Earlier this month the Constitutional Council declared the three-percent tax on dividends, introduced by President François Hollande's government in 2012, illegal on the grounds that it violated the "principle of equality before the law and public levies".
On Wednesday government spokesman Christophe Castaner announced that the government will have to pay back 10 billion euros, half of it to just 13 firms.
He blamed "legal amateurism" on the part of the previous government for "the biggest tax gift ever handed to companies in this country".
The finance ministry may include the payments in an updated budget plan, or mini-budget, later in the year, he said.
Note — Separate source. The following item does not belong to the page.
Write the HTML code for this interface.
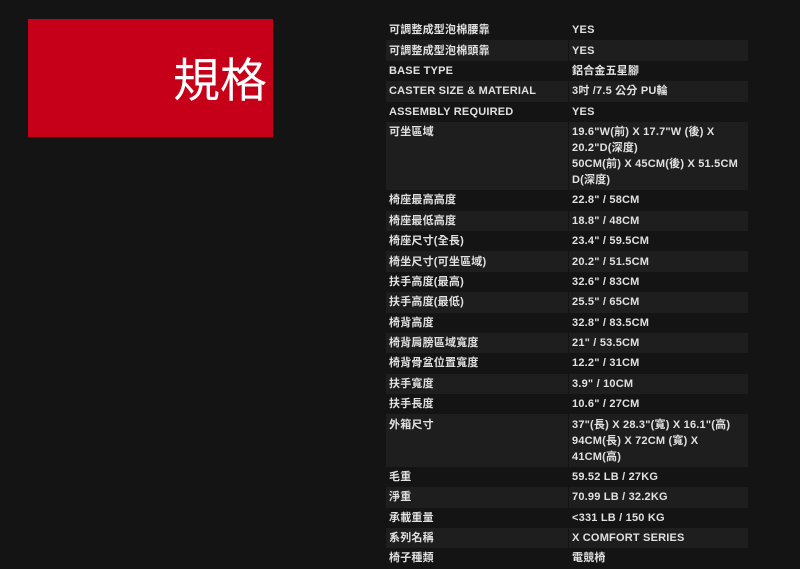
<!DOCTYPE html>
<html><head><meta charset="utf-8"><style>
body{margin:0;background:#141414;width:800px;height:566px;overflow:hidden;font-family:"Liberation Sans","Noto Sans CJK TC",sans-serif;}
.red{position:absolute;left:28px;top:19px;width:245px;height:118px;background:#c50018;}
.red span{position:absolute;right:6px;top:28px;color:#fff;font-size:47px;line-height:60px;font-family:"Noto Sans CJK TC",sans-serif;}
table{position:absolute;left:386px;top:20px;width:362px;border-collapse:collapse;}
td{font-size:11px;font-weight:bold;color:#e0e0e0;line-height:16px;padding:2.2px 3px 2.2px 3px;vertical-align:top;letter-spacing:0.2px;white-space:nowrap;}
td:first-child{width:176px;border-right:1px solid #141414;}
tr:nth-child(even) td{background:#1e1e1e;}
</style></head><body>
<div class="red"><span>規格</span></div>
<table>
<tr><td>可調整成型泡棉腰靠</td><td>YES</td></tr>
<tr><td>可調整成型泡棉頭靠</td><td>YES</td></tr>
<tr><td>BASE TYPE</td><td>鋁合金五星腳</td></tr>
<tr><td>CASTER SIZE &amp; MATERIAL</td><td>3吋 /7.5 公分 PU輪</td></tr>
<tr><td>ASSEMBLY REQUIRED</td><td>YES</td></tr>
<tr><td>可坐區域</td><td>19.6"W(前) X 17.7"W (後) X<br>20.2"D(深度)<br>50CM(前) X 45CM(後) X 51.5CM<br>D(深度)</td></tr>
<tr><td>椅座最高高度</td><td>22.8" / 58CM</td></tr>
<tr><td>椅座最低高度</td><td>18.8" / 48CM</td></tr>
<tr><td>椅座尺寸(全長)</td><td>23.4" / 59.5CM</td></tr>
<tr><td>椅坐尺寸(可坐區域)</td><td>20.2" / 51.5CM</td></tr>
<tr><td>扶手高度(最高)</td><td>32.6" / 83CM</td></tr>
<tr><td>扶手高度(最低)</td><td>25.5" / 65CM</td></tr>
<tr><td>椅背高度</td><td>32.8" / 83.5CM</td></tr>
<tr><td>椅背肩膀區域寬度</td><td>21" / 53.5CM</td></tr>
<tr><td>椅背骨盆位置寬度</td><td>12.2" / 31CM</td></tr>
<tr><td>扶手寬度</td><td>3.9" / 10CM</td></tr>
<tr><td>扶手長度</td><td>10.6" / 27CM</td></tr>
<tr><td>外箱尺寸</td><td>37"(長) X 28.3"(寬) X 16.1"(高)<br>94CM(長) X 72CM (寬) X<br>41CM(高)</td></tr>
<tr><td>毛重</td><td>59.52 LB / 27KG</td></tr>
<tr><td>淨重</td><td>70.99 LB / 32.2KG</td></tr>
<tr><td>承載重量</td><td>&lt;331 LB / 150 KG</td></tr>
<tr><td>系列名稱</td><td>X COMFORT SERIES</td></tr>
<tr><td>椅子種類</td><td>電競椅</td></tr>
</table>
</body></html>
Finance Minister Bruno Le Maire meanwhile slammed "bad decisions taken by my predecessors".
Blow to deficit reduction plan
President Emmanuel Macron's government had already decided not to renew the tax and set aside 5.7 billion euros for repayments but the bill has turned out to be nearly twice as big.
It represents two thirds of the 15 billion euros the government aims to find in new savings next year and is higher than the seven billion it has promised in tax cuts.
The announcement is a blow to the aim of reducing the deficit to the EU target of 3.0 percent of GDP.
Before the court ruling France had budgeted for a deficit of around 76.5 billion euros for this year, and around 83 billion for 2018.
In 2013 the Constitutional Council struck down the Hollande government's 75 percent supertax on earningss over one million euros on the same grounds as it ruled against the dividends tax.